Alignment requires a different process, one that examines the goals of the business, rationalizes them, finds common impact areas, and FRAMES THE DEMAND. Alignment decides what demand is rational. Alignment occurs BEFORE the demand management process does. To accept all demand against IT without performing alignment activities first is an anti-pattern. Demand management practices lend an air of “officialness” to the resulting roadmap, and once that roadmap is produced, it is very difficult to come back to the project teams and point out that the hard-won priorities don’t align to business strategy!
Discussion and Conclusion
These are tough assertions for many IT folks. This is one of the major reasons, in my opinion, that Enterprise Architecture is often unwelcome within IT, but well received outside of IT… because Enterprise Architecture attempts to achieve alignment in spite of the often well established practices of IT demand management. Without clear understanding of the dependency that demand management SHOULD take on alignment, the processes will conflict. Demand management will produce a list of things to do, and alignment will produce a different list. The only way to reconcile this is to perform alignment activities first, and then demand management activities, to produce the ultimate roadmaps.

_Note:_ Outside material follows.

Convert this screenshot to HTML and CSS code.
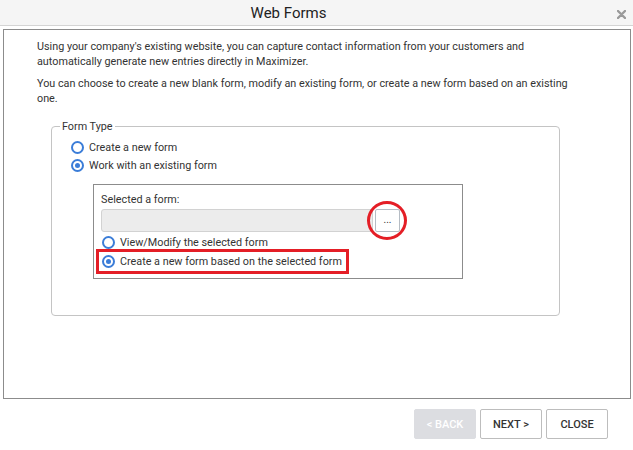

That is my perception, anyway. I know that some folks will assert that demand management is a larger process, and it includes the “alignment” activities that I speak of. That may be an interesting matter of semantics. However, if this were true, then the “funnel” metaphor breaks down, because any demand management process that includes alignment activities would not resemble a funnel. In a funnel, all of the stuff goes in the top and the stuff coming out of the bottom is a direct reflection of what went in the top. Alignment assumes that most of the stuff going in the top is wrong, and that a lot of stuff is missing.
The “funnel” metaphor for demand management is accurate, as long as demand management doesn’t deliver alignment… and it doesn’t.